Le chef de l'exécutif hongkongais, Leung Chun-ying, s'est engagé à faire de la lutte contre la pollution de l'air une priorité de son mandat quinquennal.
Le gouvernement prévoit le remplacement de plus de 80.000 véhicules diesel entre 2014 et 2019 et des normes environnementales plus strictes pour les navires qui visitent le port de Hong Kong, l'un des plus fréquentés au monde.
Un programme de remplacement des pots catalytiques sur 20.000 véhicules supplémentaires, essentiellement des taxis, a démarré en octobre afin de réduire les émissions d'oxyde d'azote.
"Les familles finiront par partir"
Mais les ONG se plaignent de la lenteur avec laquelle ces mesures sont mises en oeuvre.
"Nous ne sommes pas satisfaits du calendrier", confirme Kwong Sum-yin.
Melonie Chau, de Friends of the Earth, préconise d'instaurer un système de circulation alternée en cas de pic de pollution, une gageure apparente dans ce temple du capitalisme financier où bus, tramways et taxis côtoient Lamborghini, Ferrari, Porsche et Rolls-Royce avec chauffeur.

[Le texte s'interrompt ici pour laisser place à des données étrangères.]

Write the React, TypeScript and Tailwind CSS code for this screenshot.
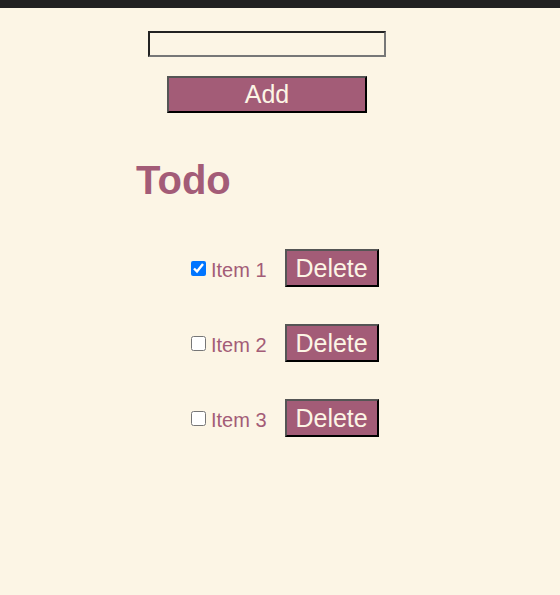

Sauf que le sujet touche justement au portefeuille: Hong Kong a perdu son leadership mondial au classement 2013 des villes les plus compétitives dressé par l'International Institute for Management Development de Lausanne, se faisant dépasser par les États-Unis et la Suisse.
Les milieux d'affaires attribuent ce recul à la pollution et craignent qu'elle n'entache durablement la réputation de Hong Kong, nuisant à son attractivité auprès des talents étrangers dont la ville a besoin pour maintenir son rang en Asie.
"Je me verrais bien vivre quelques années à Hong Kong, mais y élever des enfants? J'y réfléchirais à deux fois", témoigne un touriste, Todd Scott, cadre supérieur canadien de 37 ans, en contemplant les gratte-ciel pris dans la suie.
James Middleton, de Clear the Air, prédit que "toutes les familles avec enfants, ainsi que ceux qui souffrent d'asthme, finiront pas partir".
Les mois d'hiver sont les plus pollués avec les vents du nord qui poussent de l'air chargé d'émissions toxiques en provenance de Chine populaire. Hong Kong est située à l'embouchure de la Rivière des perles, une région industrielle parmi les plus denses de Chine.
La concentration de particules fines en suspension (PM2.5) a même atteint le niveau de celles mesurées à Pékin le 10 janvier, une référence peu flatteuse en la matière, selon le site d'information chinois aqicn.org.